===== Data segment

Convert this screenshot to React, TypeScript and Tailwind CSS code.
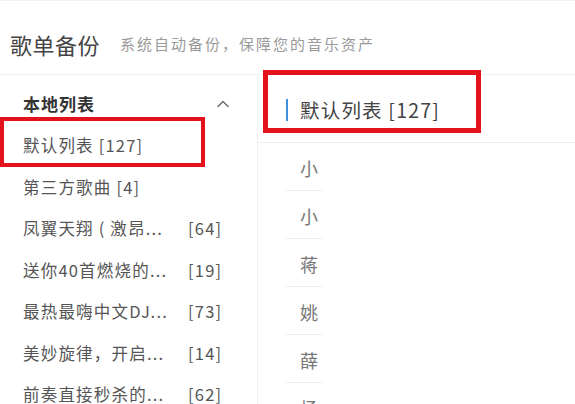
import { ChevronUp } from "lucide-react";

const playlists = [
  { name: "默认列表", count: 127, cut: false },
  { name: "第三方歌曲", count: 4, cut: false },
  { name: "凤翼天翔 ( 激昂...", count: 64, cut: true },
  { name: "送你40首燃烧的...", count: 19, cut: true },
  { name: "最热最嗨中文DJ...", count: 73, cut: true },
  { name: "美妙旋律，开启...", count: 14, cut: true },
  { name: "前奏直接秒杀的...", count: 62, cut: true },
];

const songs = ["小", "小", "蒋", "姚", "薛", "杨"];

export default function App() {
  return (
    <div className="relative w-[575px] h-[404px] overflow-hidden bg-white font-['Noto_Sans_CJK_SC','Noto_Sans',sans-serif] text-[#555]">
      {/* header */}
      <div className="h-[75px] flex items-center pl-[10px] pt-[12px] border-t border-[#f2f2f2] border-b border-b-[#f0f0f0]">
        <span className="text-[22px] text-[#444] leading-none tracking-[0.5px]">歌单备份</span>
        <span className="ml-[20px] text-[15px] text-[#9a9a9a] leading-none tracking-[2px]">
          系统自动备份，保障您的音乐资产
        </span>
      </div>

      <div className="flex h-[329px]">
        {/* sidebar */}
        <div className="w-[258px] shrink-0 border-r border-[#efefef] pt-[8px]">
          <div className="h-[42px] flex items-center justify-between pl-[23px] pr-[24px]">
            <span className="text-[17px] font-bold text-[#333] tracking-[1px]">本地列表</span>
            <ChevronUp className="w-[20px] h-[20px] text-[#666]" strokeWidth={1.6} />
          </div>
          {playlists.map((p) => (
            <div
              key={p.name}
              className="h-[41.5px] flex items-center pl-[23px] text-[16.5px] tracking-[1.2px] whitespace-nowrap"
            >
              {p.cut ? (
                <>
                  <span className="w-[165px]">{p.name}</span>
                  <span>[{p.count}]</span>
                </>
              ) : (
                <span>
                  {p.name} [{p.count}]
                </span>
              )}
            </div>
          ))}
        </div>

        {/* detail */}
        <div className="flex-1">
          <div className="h-[68px] border-b border-[#efefef] flex items-center pl-[28px] pt-[2px]">
            <div className="w-[2px] h-[22px] bg-[#3d8fe0]" />
            <span className="ml-[12px] text-[19.5px] text-[#444] tracking-[1.2px]">默认列表 [127]</span>
          </div>
          <div className="pl-[27px]">
            {songs.map((s, i) => (
              <div
                key={i}
                className="w-[37px] h-[48px] flex items-end pb-[8px] pl-[15px] border-b border-[#eeeeee] text-[18px] text-[#777]"
              >
                {s}
              </div>
            ))}
          </div>
        </div>
      </div>

      {/* annotation boxes */}
      <div className="absolute left-0 top-[117px] w-[205px] h-[50px] border-[4px] border-[#e3121d]" />
      <div className="absolute left-[263px] top-[70px] w-[218px] h-[63px] border-[5px] border-[#e3121d]" />
    </div>
  );
}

==========

_The exercise_: Leave the pictures out, and print every line of the listing exactly as written.

_Reply to the exercise_:
Convert this screenshot to React, TypeScript and Tailwind CSS code.
import { ChevronUp } from "lucide-react";

const playlists = [
  { name: "默认列表", count: 127, cut: false },
  { name: "第三方歌曲", count: 4, cut: false },
  { name: "凤翼天翔 ( 激昂...", count: 64, cut: true },
  { name: "送你40首燃烧的...", count: 19, cut: true },
  { name: "最热最嗨中文DJ...", count: 73, cut: true },
  { name: "美妙旋律，开启...", count: 14, cut: true },
  { name: "前奏直接秒杀的...", count: 62, cut: true },
];

const songs = ["小", "小", "蒋", "姚", "薛", "杨"];

export default function App() {
  return (
    <div className="relative w-[575px] h-[404px] overflow-hidden bg-white font-['Noto_Sans_CJK_SC','Noto_Sans',sans-serif] text-[#555]">
      {/* header */}
      <div className="h-[75px] flex items-center pl-[10px] pt-[12px] border-t border-[#f2f2f2] border-b border-b-[#f0f0f0]">
        <span className="text-[22px] text-[#444] leading-none tracking-[0.5px]">歌单备份</span>
        <span className="ml-[20px] text-[15px] text-[#9a9a9a] leading-none tracking-[2px]">
          系统自动备份，保障您的音乐资产
        </span>
      </div>

      <div className="flex h-[329px]">
        {/* sidebar */}
        <div className="w-[258px] shrink-0 border-r border-[#efefef] pt-[8px]">
          <div className="h-[42px] flex items-center justify-between pl-[23px] pr-[24px]">
            <span className="text-[17px] font-bold text-[#333] tracking-[1px]">本地列表</span>
            <ChevronUp className="w-[20px] h-[20px] text-[#666]" strokeWidth={1.6} />
          </div>
          {playlists.map((p) => (
            <div
              key={p.name}
              className="h-[41.5px] flex items-center pl-[23px] text-[16.5px] tracking-[1.2px] whitespace-nowrap"
            >
              {p.cut ? (
                <>
                  <span className="w-[165px]">{p.name}</span>
                  <span>[{p.count}]</span>
                </>
              ) : (
                <span>
                  {p.name} [{p.count}]
                </span>
              )}
            </div>
          ))}
        </div>

        {/* detail */}
        <div className="flex-1">
          <div className="h-[68px] border-b border-[#efefef] flex items-center pl-[28px] pt-[2px]">
            <div className="w-[2px] h-[22px] bg-[#3d8fe0]" />
            <span className="ml-[12px] text-[19.5px] text-[#444] tracking-[1.2px]">默认列表 [127]</span>
          </div>
          <div className="pl-[27px]">
            {songs.map((s, i) => (
              <div
                key={i}
                className="w-[37px] h-[48px] flex items-end pb-[8px] pl-[15px] border-b border-[#eeeeee] text-[18px] text-[#777]"
              >
                {s}
              </div>
            ))}
          </div>
        </div>
      </div>

      {/* annotation boxes */}
      <div className="absolute left-0 top-[117px] w-[205px] h-[50px] border-[4px] border-[#e3121d]" />
      <div className="absolute left-[263px] top-[70px] w-[218px] h-[63px] border-[5px] border-[#e3121d]" />
    </div>
  );
}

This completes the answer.